Most songs from the nineties feel old and out of style, either from the beats or the lyrical content. A lot of songs have references to nineties culture that newer listeners cannot understand. “Wonderwall,” on the other hand, is an obscure song that you might have to listen to a couple, or even hundreds of times to find the meaning behind it.

The obscurity is the main reason why this is a timeless song. It is randomness and the unknown that keeps it interesting through the decades. When I listen to “Wonderwall” I feel as if it could have been created in the early 2000’s or even 2010’s because it just has that feeling. Maybe it’s the fact that Gallagher is singing about his girlfriend or his supposedly imaginary friend, and a lot of people who are lonely can relate to that. Maybe its the fact that the lyrics are very simple and the music flows nicely through your ears.

People can use their imagination to alter the meaning of the song. Replacing the imaginary friend with a girl, family member, or whatever they feel is important in their life. The song has very simple and repetitive lyrics, but still uses complex language that displays what Gallagher is thinking. The repetition of the line

You’re gonna be the one that saves me”

shares a strong message about the song as well as the artist. The hopelessness in someone’s life and the need for someone to be there for you at your lowest points can really be portrayed through this line.

Every human at some point in their life needs someone to lean on. In some cases people need to lean on God when they are going threw hardships in life. God helps them through said hardship and brings light to their dark world.

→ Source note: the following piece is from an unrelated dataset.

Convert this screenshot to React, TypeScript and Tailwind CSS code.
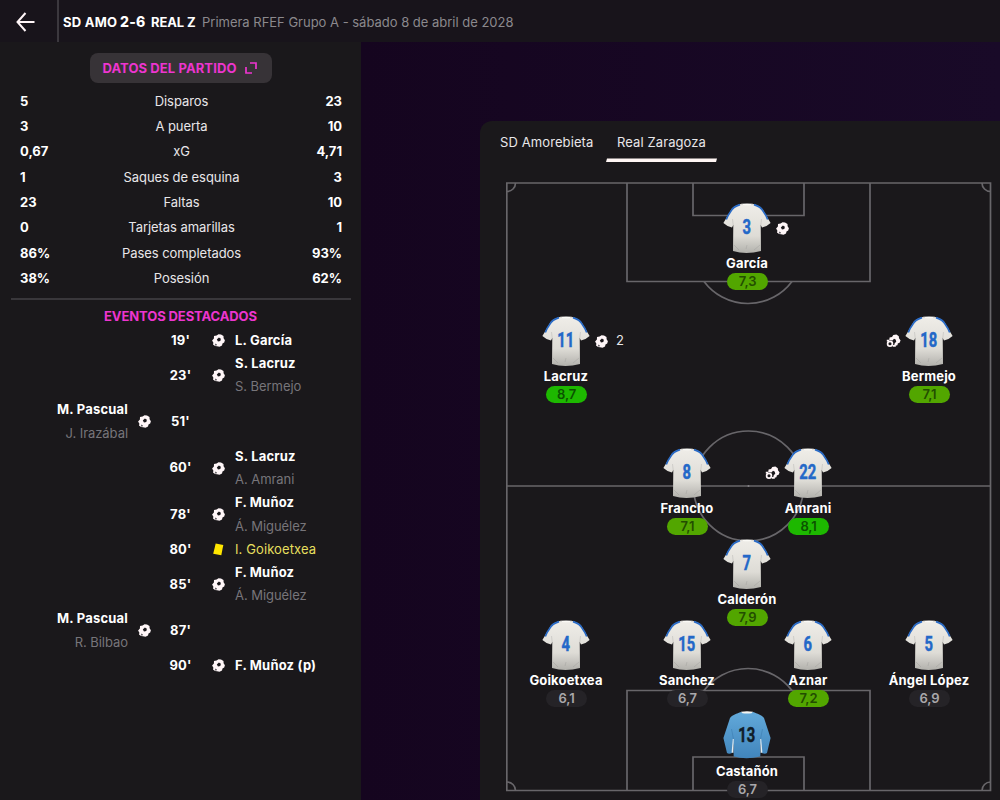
import React from 'react';

interface MatchEvent {
  minute: string;
  side: 'home' | 'away';
  type: 'goal' | 'yellow';
  player: string;
  assist?: string;
}

interface Player {
  name: string;
  number: string;
  rating: string;
  x: number;
  y: number;
  level: 'high' | 'good' | 'normal';
  goals?: number;
  assists?: number;
  keeper?: boolean;
}

const stats = [
  { label: 'Disparos', home: '5', away: '23' },
  { label: 'A puerta', home: '3', away: '10' },
  { label: 'xG', home: '0,67', away: '4,71' },
  { label: 'Saques de esquina', home: '1', away: '3' },
  { label: 'Faltas', home: '23', away: '10' },
  { label: 'Tarjetas amarillas', home: '0', away: '1' },
  { label: 'Pases completados', home: '86%', away: '93%' },
  { label: 'Posesión', home: '38%', away: '62%' },
];

const events: MatchEvent[] = [
  { minute: "19'", side: 'away', type: 'goal', player: 'L. García' },
  { minute: "23'", side: 'away', type: 'goal', player: 'S. Lacruz', assist: 'S. Bermejo' },
  { minute: "51'", side: 'home', type: 'goal', player: 'M. Pascual', assist: 'J. Irazábal' },
  { minute: "60'", side: 'away', type: 'goal', player: 'S. Lacruz', assist: 'A. Amrani' },
  { minute: "78'", side: 'away', type: 'goal', player: 'F. Muñoz', assist: 'Á. Miguélez' },
  { minute: "80'", side: 'away', type: 'yellow', player: 'I. Goikoetxea' },
  { minute: "85'", side: 'away', type: 'goal', player: 'F. Muñoz', assist: 'Á. Miguélez' },
  { minute: "87'", side: 'home', type: 'goal', player: 'M. Pascual', assist: 'R. Bilbao' },
  { minute: "90'", side: 'away', type: 'goal', player: 'F. Muñoz (p)' },
];

// x is the middle of the shirt, y its collar, both from the pitch's corner
const players: Player[] = [
  { name: 'García', number: '3', rating: '7,3', x: 241, y: 21, level: 'good', goals: 1 },
  { name: 'Lacruz', number: '11', rating: '8,7', x: 60, y: 134, level: 'high', goals: 2 },
  { name: 'Bermejo', number: '18', rating: '7,1', x: 423, y: 134, level: 'good', assists: 1 },
  { name: 'Francho', number: '8', rating: '7,1', x: 181, y: 266, level: 'good' },
  { name: 'Amrani', number: '22', rating: '8,1', x: 302, y: 266, level: 'high', assists: 1 },
  { name: 'Calderón', number: '7', rating: '7,9', x: 241, y: 357, level: 'good' },
  { name: 'Goikoetxea', number: '4', rating: '6,1', x: 60, y: 438, level: 'normal' },
  { name: 'Sanchez', number: '15', rating: '6,7', x: 181, y: 438, level: 'normal' },
  { name: 'Aznar', number: '6', rating: '7,2', x: 302, y: 438, level: 'good' },
  { name: 'Ángel López', number: '5', rating: '6,9', x: 423, y: 438, level: 'normal' },
  { name: 'Castañón', number: '13', rating: '6,7', x: 241, y: 529, level: 'normal', keeper: true },
];

const ratingStyles = {
  high: 'bg-[#1db800] text-[#0b5200]',
  good: 'bg-[#52a600] text-[#234d00]',
  normal: 'bg-[#252327] text-[#aaa8ab]',
};

const Ball = () => (
  <svg width="13" height="13" viewBox="0 0 13 13" className="shrink-0">
    <path d="M2 1.900 4.600 1.500 6.500.3 9 .5 11.500 2 11.600 4.200 12.900 6.200 12.200 8.500 10.500 9.500 10 11.600 7.500 12.800 5 12.200 3 12.100 1 10.600 1.400 8.700.1 6.500 1.900 4.400Z" fill="#fff6f8" />
    <path d="M6.900 3.400 8.900 4.700 8.300 7 6 7.400 4.800 5.500Z" fill="#1a181b" />
    <path d="M3.400 9.600 5 10.500 4.200 11.800 2.800 11.300Z" fill="#5b585d" />
  </svg>
);

const Assist = () => (
  <svg width="15" height="14" viewBox="0 0 15 14" className="shrink-0">
    <path d="M3.600 3.600 6 3 7.300 1 10.400.5 12.800 2.200 13 4.200 14.600 6.500 13.400 8.900 11.900 9.200 11.400 11.300 9.600 11.700 8.300 10.800 8.600 9.400 10.300 7.600 9.600 5.400 8 4.800 6.500 6.400 3.200 6Z" fill="#fff6f8" />
    <circle cx="4" cy="9.700" r="2.400" fill="none" stroke="#fff6f8" strokeWidth="1.700" />
    <path d="M6.800 11h3v1.700H6.800ZM.8 5.800h2.400v1.700H.8Z" fill="#fff6f8" />
  </svg>
);

const Card = () => (
  <svg width="13" height="13" viewBox="0 0 13 13" className="shrink-0">
    <path d="M3.700.6 11.300 2.100 9.300 12.300 1.200 10.700Z" fill="#ffe600" />
  </svg>
);

const Shirt = ({ number, keeper }: { number: string; keeper?: boolean }) => (
  <svg width="48" height="51" viewBox="0 0 48 51" className="block">
    <defs>
      <linearGradient id="white-shirt" x1="0" y1="0" x2="0" y2="1">
        <stop offset="0" stopColor="#efede8" />
        <stop offset=".65" stopColor="#dedcd6" />
        <stop offset="1" stopColor="#b2b1ac" />
      </linearGradient>
      <linearGradient id="blue-shirt" x1="0" y1="0" x2="0" y2="1">
        <stop offset="0" stopColor="#62a9da" />
        <stop offset="1" stopColor="#4185bc" />
      </linearGradient>
    </defs>
    {keeper ? (
      <>
        <path d="M18 1C14 2.500 9 4 7 7L.4 27 4 42Q6 43.500 9 42L10.300 32 10.700 45.500Q23 49 37.300 45.500L37.700 32 39 42Q42 43.500 44 42L47.600 27 41 7C39 4 34 2.500 30 1Q24 3 18 1Z" fill="url(#blue-shirt)" />
        <path d="M9.800 28 8.600 41.500 10.300 42 10.700 28ZM38.200 28 39.400 41.500 37.700 42 37.300 28Z" fill="#e7eef2" />
        <path d="M18 .8Q24-.5 30 .8L28.500 2.200Q24 3 19.500 2.200Z" fill="#f5f5f2" />
        <path d="M8.500 18 10.500 28M39.500 18 37.500 28" fill="none" stroke="#3675a8" strokeWidth=".8" opacity=".6" />
      </>
    ) : (
      <>
        <path d="M18 1C13 2.500 9.500 3.500 7.500 8L.4 20Q4 23.500 9 24.500L10.300 22 10 48Q23 52 38 48L37.700 22 39 24.500Q44 23.500 47.600 20L40.500 8C38.500 3.500 35 2.500 30 1Q24 3 18 1Z" fill="url(#white-shirt)" />
        <path d="M17 1.600C12.500 3 9.600 4.500 8 8Q5 12 3.300 16.500M31 1.600C35.500 3 38.400 4.500 40 8Q43 12 44.700 16.500" fill="none" stroke="#2a6bc6" strokeWidth="1.700" />
        <path d="M18 .8Q24 0 30 .8L28 2Q24 2.600 20 2Z" fill="#fbfaf6" />
        <path d="M10.300 23 9.500 16M37.700 23 38.500 16M11 42 16 47M37 42 31 47M23 46 24 42" fill="none" stroke="#77767a" strokeWidth=".7" opacity=".3" />
      </>
    )}
    <text
      transform="translate(23.800 30.500) scale(.72 1)"
      textAnchor="middle"
      strokeWidth=".5"
      className={
        keeper
          ? 'fill-[#101d29] stroke-[#101d29] font-[Roboto,sans-serif] text-[20.500px] font-bold'
          : 'fill-[#2368c8] stroke-[#2368c8] font-[Roboto,sans-serif] text-[20.500px] font-bold'
      }
    >
      {number}
    </text>
  </svg>
);

const Header = () => (
  <header className="flex h-[42px] shrink-0 items-center bg-[#18141b]">
    <div className="flex h-full w-[59px] items-center border-r-2 border-[#3b383e] pt-[1px] pl-4">
      <svg width="19" height="20" viewBox="0 0 19 20" fill="none" stroke="#fff6f8" strokeWidth="2">
        <path d="M9.500 1 1.500 10 9.500 19M1.500 10H18.500" />
      </svg>
    </div>
    <div className="flex items-baseline pt-[1px] pl-1 whitespace-pre">
      <span className="w-[57px] text-[13px] font-bold tracking-[0.25px] text-white">SD AMO</span>
      <span className="w-[31px] text-[14px] font-extrabold tracking-[0.2px] text-white">2-6</span>
      <span className="w-[51px] text-[13px] font-bold tracking-[-0.1px] text-white">REAL Z</span>
      <span className="text-[13px] tracking-[-0.01px] text-[#8b898d]">Primera RFEF Grupo A - sábado 8 de abril de 2028</span>
    </div>
  </header>
);

const EventRow = ({ event }: { event: MatchEvent }) => {
  const icon = event.type === 'goal' ? <Ball /> : <Card />;
  const names = (
    <>
      <div className={event.type === 'yellow' ? 'tracking-[0.1px] text-[#e5df5e]' : 'font-bold tracking-[0.2px] text-white'}>{event.player}</div>
      {event.assist && <div className="tracking-[-0.05px] text-[#77757a]">{event.assist}</div>}
    </>
  );

  return (
    <div className="grid grid-cols-[128px_34px_37px_36px_1fr] items-center text-[13px] leading-[23.2px]">
      <div className="text-right">{event.side === 'home' && names}</div>
      <div className="pl-2.5">{event.side === 'home' && icon}</div>
      <div className="text-center font-bold tracking-[0.2px] text-white">{event.minute}</div>
      <div className="pl-[13px]">{event.side === 'away' && icon}</div>
      <div>{event.side === 'away' && names}</div>
    </div>
  );
};

const MatchData = () => (
  <aside className="w-[361px] shrink-0 bg-[#1a181b]">
    <div className="flex justify-center pt-[11px]">
      <button className="flex h-[30px] w-[182px] items-center rounded-lg bg-[#373337] pl-[13px] text-[13px] font-bold text-[#ed35cf]">
        <span className="w-[142px] pt-[1px] text-left tracking-[0.1px]">DATOS DEL PARTIDO</span>
        <svg width="12" height="12" viewBox="0 0 12 12" fill="none" stroke="currentColor" strokeWidth="1.700">
          <path d="M5 1H11V7M1 5V11H7" />
        </svg>
      </button>
    </div>
    <div className="pt-[6px] pr-[10px] pl-[11px]">
      <div className="border-b-2 border-[#39373b] pb-[7px]">
        {stats.map((stat) => (
          <div key={stat.label} className="grid h-[25.300px] grid-cols-[60px_1fr_60px] items-center px-[9px] text-[13px] text-white">
            <span className="font-bold">{stat.home}</span>
            <span className="pl-[1px] text-center tracking-[-0.05px] text-[#e8e6e9]">{stat.label}</span>
            <span className="text-right font-bold">{stat.away}</span>
          </div>
        ))}
      </div>
    </div>
    <h2 className="h-[28.500px] pt-[6px] text-center text-[13px] leading-[20px] font-bold tracking-[-0.1px] text-[#ed35cf]">EVENTOS DESTACADOS</h2>
    {events.map((event) => (
      <EventRow key={event.minute} event={event} />
    ))}
  </aside>
);

const PitchLines = () => (
  <svg width="486" height="611" viewBox="0 0 486 611" fill="none" stroke="#68666a" strokeWidth="1.700" className="block">
    <path d="M.8 1H484.500V608.500H.8ZM1 304H484.500" />
    <path d="M121 1V99.500H364V1M187 1V33.500H298V1M121 608.500V508.500H364V608.500M187 608.500V575H298V608.500" />
    <path d="M198 99.500A55 55 0 0 0 286 99.500M198 508.500A55 55 0 0 1 286 508.500" />
    <circle cx="242.500" cy="304" r="55" />
    <path d="M9.500 1A8.500 8.500 0 0 1 1 9.500M476 1A8.500 8.500 0 0 0 484.500 9.500M1 600A8.500 8.500 0 0 1 9.500 608.500M484.500 600A8.500 8.500 0 0 0 476 608.500" />
    <circle cx="242.500" cy="304" r="1" fill="#858387" stroke="none" />
  </svg>
);

const PlayerPin = ({ player }: { player: Player }) => (
  <div className="absolute flex w-[120px] -translate-x-1/2 flex-col items-center" style={{ left: player.x, top: player.y }}>
    <div className="relative">
      <Shirt number={player.number} keeper={player.keeper} />
      {player.goals && (
        <div className="absolute top-[18px] left-[53px] flex h-[14px] items-center gap-[8px] text-[13px] text-[#e8e6e9]">
          <Ball />
          {player.goals > 1 && <span>{player.goals}</span>}
        </div>
      )}
      {player.assists && (
        <div className="absolute top-[18px] right-[52px]">
          <Assist />
        </div>
      )}
    </div>
    <div className="h-[19px] text-[13px] leading-[18px] font-bold tracking-[0.15px] whitespace-nowrap text-white">{player.name}</div>
    <div className={`flex h-[17px] w-[41px] items-center justify-center rounded-full pl-[1px] text-[13px] font-semibold tracking-[-0.1px] ${ratingStyles[player.level]}`}>
      {player.rating}
    </div>
  </div>
);

const Lineup = () => (
  <section className="h-[679px] w-[520px] rounded-tl-xl bg-[#1a181b]">
    <nav className="flex h-[41px] pl-5 text-[13px] tracking-[0.1px] text-[#e8e6e9]">
      <button className="flex w-[106px] items-end pb-[10px] whitespace-nowrap">SD Amorebieta</button>
      <button className="flex w-[111px] flex-col items-center justify-end whitespace-nowrap">
        <span className="pb-[6px]">Real Zaragoza</span>
        <svg width="111" height="4" viewBox="0 0 111 4">
          <path d="M1 .4H111L110 4H0Z" fill="#fff6f4" />
        </svg>
      </button>
    </nav>
    <div className="pt-[20px] pl-[26px]">
      <div className="relative h-[611px] w-[486px]">
        <PitchLines />
        {players.map((player) => (
          <PlayerPin key={player.name} player={player} />
        ))}
      </div>
    </div>
  </section>
);

export default function App() {
  return (
    <div className="flex h-[800px] w-[1000px] flex-col overflow-hidden bg-[#170622] font-[Inter,sans-serif]">
      <Header />
      <main className="flex min-h-0 flex-1">
        <MatchData />
        <div className="flex-1 bg-linear-to-r from-[#15051f] to-[#190a28] pt-[79px] pl-[119px]">
          <Lineup />
        </div>
      </main>
    </div>
  );
}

Ultimately God saves them by setting them back on track. And sometimes God can appear in a person.

“And all the roads we have to walk are winding
And all the lights that lead us there are blinding”

These two lines are expressing that the road through life is not straight, but winding, meaning you cant see what's ahead. The lights that lead the path blind you, so you just have to just keep trekking. Gallagher is giving a lesson that life is not easy and sometimes it wont make sense but you just have to keep going.

“I don’t believe that anybody feels the way I do about you now”

This line is repeated twice in the song with two distinct meanings. In the first break, the meaning is that he is the only person who could possibly have this strong of a feeling towards this person. In the second break the person(his imaginary friend) has run out of chances to reach back to him. But this will never stop feeling the way he does.

I personally have listened to “Wonderwall” hundreds of times, and is one of my favorite songs to this day. After you listen to a song for hours you really start to pay attention to the lyrics, and then the song starts to change in your mind. Sometimes it is for the good, sometimes for the bad. For me, “Wonderwall” changed for the good. I started to hear the real beauty of the song and not just the catchy lyrics everyone knows. If a song does not get old after 100 plays, you know it’s a keeper.

“Wonderwall” according to Rolling Stone “has become the song that will not die.” It still gets about 500,000 streams a week and generates over a million dollars a year. “Wonderwall” has affected a lot of people around the world, and I believe it is the most impactful and timeless piece from the nineties.